In this problem a surprising number pattern can be explained by using an image. By understanding the significance of the image offered students are helped to perceive the general rule.


Possible approach

This printable worksheet may be useful: Double Trouble.

"Imagine a sequence of fractions where each one is half of the previous fraction."

Write these sums on the board and ask students to work them out:

$$\frac{1}{2} + \frac{1}{4} $$ $$\frac{1}{2} + \frac{1}{4} + \frac{1}{8}$$ $$\frac{1}{2} + \frac{1}{4} + \frac{1}{8} +\frac{1}{16}$$

"What do you notice?"
"Do you think the pattern will continue?"
"How do you know?"

Offer students a chance to share their ideas, and then show the video, or recreate Charlie's diagram on the board. Perhaps ask students to recreate the diagram for themselves.

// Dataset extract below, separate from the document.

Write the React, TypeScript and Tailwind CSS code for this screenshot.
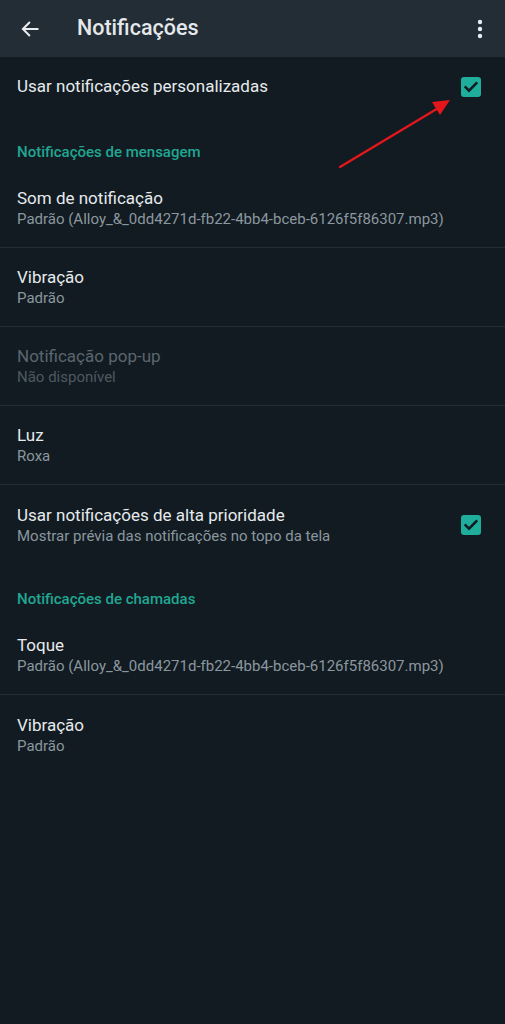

"How could you use the diagram to explain the patterns you have noticed?"
"Can you describe an expression for the sum $\frac{1}{2} + \frac{1}{4} + \frac{1}{8} +\dots + \frac{1}{2^n}$?"
"Can you convince someone that your expression is correct for all values of $n$?"

Allow students some time to discuss in pairs, then bring the class together to share their insights. It is important to insist on clearly justified arguments that refer to the generality - a key question to ask is "How do you know it will always happen?".
The second part of the problem, looking at the sum of the sequence $1 + 2 + 4 + \dots + 2^n$, can be treated in the same way.

Possible extension

Diminishing Returns uses similar diagrams to explore other geometric series and can lead on to discussion of infinite sums.

Possible support

Students could start by working on Slick Summing, in which they are invited to explore the sums of simple arithmetic sequences.